En enfilant des perles tièdes, l'avocat sait très bien que le spectateur de Cyril Hanouna ne sera jamais son lecteur. Tous les autres n'ont pas attendu le «petit enfant de bourgeois», l'ami de Catherine Deneuve, l'avocat des Gilets jaunes, le meilleur ennemi de Macron pour dénigrer doucement le «bouffon» de TPMP. Le président français qui, au passage, se prend une balle perdue. Au cas où on aurait oublié que Juan Branco ne le porte pas dans son petit cœur.
Si les attentes étaient si fortes, il faut en vouloir à ses nombreux portes-parole autoproclamés, encombrants et parfois peu fréquentables. En tête, Booba, deuxième meilleur ennemi d'Hanouna, qui n'a eu de cesse de faire monter la sauce sur les réseaux sociaux, promettant une bombe à retardement, une avalanche de révélations, un tremblement de terre médiatique. Plouf.
Au final, on referme ce petit livre teigneux (mais inoffensif) en ayant l'impression que Juan Branco, par cette obsession et cette détestation toutes personnelles, ne fait que renforcer l'influence de Cyril Hanouna dans le paysage audiovisuel français.

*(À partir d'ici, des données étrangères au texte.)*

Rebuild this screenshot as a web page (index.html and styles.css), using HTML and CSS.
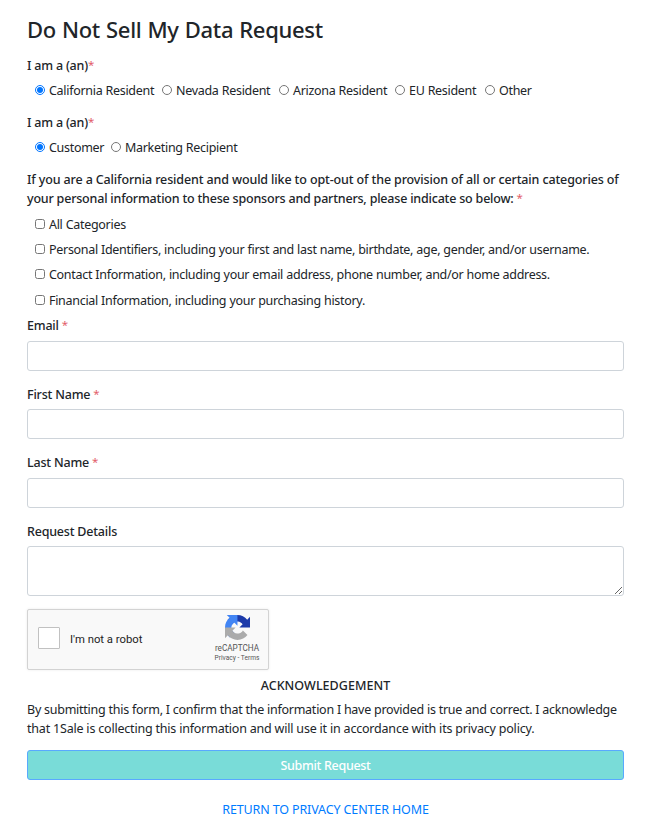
FILE: index.html
```html
<!DOCTYPE html>
<html lang="en">
<head>
<meta charset="utf-8">
<title>Do Not Sell My Data Request</title>
<link rel="stylesheet" href="styles.css">
</head>
<body>
<form class="request">
  <h1 class="title">Do Not Sell My Data Request</h1>

  <p class="label">I am a (an)<span class="star">*</span></p>
  <div class="options options-residency">
    <label class="option"><input type="radio" name="residency" checked><span>California Resident</span></label>
    <label class="option"><input type="radio" name="residency"><span>Nevada Resident</span></label>
    <label class="option"><input type="radio" name="residency"><span>Arizona Resident</span></label>
    <label class="option"><input type="radio" name="residency"><span>EU Resident</span></label>
    <label class="option"><input type="radio" name="residency"><span>Other</span></label>
  </div>

  <p class="label">I am a (an)<span class="star">*</span></p>
  <div class="options options-role">
    <label class="option"><input type="radio" name="role" checked><span>Customer</span></label>
    <label class="option"><input type="radio" name="role"><span>Marketing Recipient</span></label>
  </div>

  <p class="label question"><span class="question-lead">If you are a California resident and would like to opt-out of the provision of all or certain categories of</span><br>your personal information to these sponsors and partners, please indicate so below: <span class="star">*</span></p>
  <div class="categories">
    <label class="option"><input type="checkbox"><span>All Categories</span></label>
    <label class="option"><input type="checkbox"><span>Personal Identifiers, including your first and last name, birthdate, age, gender, and/or username.</span></label>
    <label class="option"><input type="checkbox"><span>Contact Information, including your email address, phone number, and/or home address.</span></label>
    <label class="option"><input type="checkbox"><span>Financial Information, including your purchasing history.</span></label>
  </div>

  <div class="field"><label class="label" for="email">Email <span class="star">*</span></label><input class="control" id="email" type="text"></div>
  <div class="field"><label class="label" for="first">First Name <span class="star">*</span></label><input class="control" id="first" type="text"></div>
  <div class="field"><label class="label" for="last">Last Name <span class="star">*</span></label><input class="control" id="last" type="text"></div>
  <div class="field field-details"><label class="label" for="details">Request Details</label><textarea class="control details" id="details"></textarea></div>

  <div class="captcha">
    <span class="captcha-box"></span>
    <span class="captcha-text">I'm not a robot</span>
    <div class="captcha-brand">
      <svg class="captcha-logo" viewBox="0 0 64 64" aria-hidden="true">
        <path fill="#1c3aa9" d="M64 31.955l-.013-1.370V4.687l-7.160 7.160C50.967 4.674 42.033.093 32.030.093c-10.408 0-19.656 4.950-25.518 12.622l11.736 11.860a15.550 15.550 0 0 1 4.754-5.334c2.050-1.600 4.952-2.906 9.020-2.906.492 0 .870.057 1.148.165 5.040.397 9.400 3.180 11.980 7.210l-8.307 8.307z"/>
        <path fill="#4285f4" d="M31.862.094l-1.370.013H4.594l7.160 7.160C4.580 13.147 0 22.080 0 32.082c0 10.408 4.950 19.656 12.622 25.518l11.860-11.736a15.550 15.550 0 0 1-5.334-4.754c-1.600-2.050-2.906-4.952-2.906-9.020 0-.492.057-.870.165-1.148.397-5.040 3.180-9.400 7.210-11.980l8.307 8.307z"/>
        <path fill="#ababab" d="M.001 32.045l.013 1.370v25.898l7.160-7.160c5.873 7.173 14.806 11.754 24.808 11.754 10.408 0 19.656-4.950 25.518-12.622l-11.736-11.860a15.550 15.550 0 0 1-4.754 5.334c-2.050 1.600-4.952 2.906-9.020 2.906-.492 0-.870-.057-1.148-.165-5.040-.397-9.400-3.180-11.980-7.210l8.307-8.307z"/>
      </svg>
      <span class="captcha-name">reCAPTCHA</span>
      <span class="captcha-legal">Privacy - Terms</span>
    </div>
  </div>

  <h2 class="ack-title">ACKNOWLEDGEMENT</h2>
  <p class="ack"><span class="ack-lead">By submitting this form, I confirm that the information I have provided is true and correct. I acknowledge</span><br>that 1Sale is collecting this information and will use it in accordance with its privacy policy.</p>
  <button class="submit" type="button">Submit Request</button>
  <a class="home">RETURN TO PRIVACY CENTER HOME</a>
</form>
</body>
</html>
```
FILE: styles.css
```css
* { box-sizing: border-box; }
body {
  margin: 0;
  background: #fff;
  color: #212529;
  font: 12.5px/19px "Noto Sans", "Open Sans", sans-serif;
  letter-spacing: -0.2px;
  white-space: nowrap;
}
p, h1, h2 { margin: 0; }
.request { width: 597px; margin-left: 27px; padding-top: 14px; }
.title { font-size: 22px; line-height: 30px; font-weight: 500; letter-spacing: -0.32px; word-spacing: 0.7px; margin-bottom: 12px; }
.label { display: block; font-weight: 500; line-height: 19px; }
.star { color: #dc3545; font-weight: 400; opacity: .8; font-size: 11.5px; line-height: 1; vertical-align: 1px; }
.options { display: grid; height: 19px; margin: 6px 0 13px; padding-left: 8px; }
.options-residency { grid-template-columns: 127px 117px 116px 90px 50px; }
.options-role { grid-template-columns: 76px 150px; }
.option { display: flex; align-items: center; gap: 4px; letter-spacing: -0.3px; word-spacing: 0.2px; }
.option input { width: 10px; height: 10px; margin: -1px 0 0; flex: none; accent-color: #0075ff; }
.question { margin-bottom: 7px; }
.question-lead { letter-spacing: -0.13px; }
.categories { display: grid; grid-auto-rows: 25.2px; padding: 0 0 0.2px 8px; align-items: start; }
.categories .option { height: 19px; }
.field { height: 68.4px; padding-top: 0.4px; }
.control {
  display: block; width: 100%; height: 30px; margin-top: 5.6px;
  border: 1px solid #ced4da; border-radius: 3px; background: #fff;
}
.details { height: 50px; resize: vertical; }
.field-details { height: 87.8px; }
.captcha {
  display: flex; align-items: center; width: 242px; height: 61px; padding-left: 10px;
  border: 1px solid #d3d3d3; border-radius: 2px; background: #f9f9f9;
  box-shadow: 0 0 3px rgba(0,0,0,.08); font-family: Roboto, sans-serif;
}
.captcha-box { flex: none; width: 22px; height: 22px; border: 1px solid #c1c1c1; border-radius: 1px; background: #fff; margin-top: -3px; }
.captcha-text { flex: 1; margin-left: 10px; font-size: 11.3px; letter-spacing: 0; color: #222; }
.captcha-brand { flex: none; width: 46px; margin-right: 8px; display: flex; flex-direction: column; align-items: center; color: #555; letter-spacing: 0; }
.captcha-logo { width: 25px; height: 25px; margin: -1px 0 2px; }
.captcha-name { font-size: 8.2px; line-height: 12px; }
.captcha-legal { font-size: 6.6px; line-height: 8px; }
.ack-title { font-size: 12.5px; line-height: 19px; font-weight: 500; text-align: center; letter-spacing: 0.05px; margin-top: 6px; }
.ack { margin-top: 5px; }
.ack-lead { letter-spacing: -0.25px; }
.submit {
  display: block; width: 100%; height: 30px; margin-top: 12px; padding: 1px 0 0;
  border: 1px solid #59a9ff; border-radius: 3px; background: #79dcd8; color: #fff;
  font: inherit; font-weight: 500; letter-spacing: -0.3px;
}
.home { display: block; margin-top: 20px; text-align: center; color: #007bff; letter-spacing: -0.13px; }
```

L'animateur avait raison lorsqu'il avouait n'en «avoir rien à carrer». Peut-être faudra-t-il attendre la longue investigation de Complément d'enquête pour se caler un peu de scandale frais du jour sous la dent.
Branco fait finalement pire que de rater sa cible: il vise dans le mille après tout le monde et armé d'un pistolet à eau.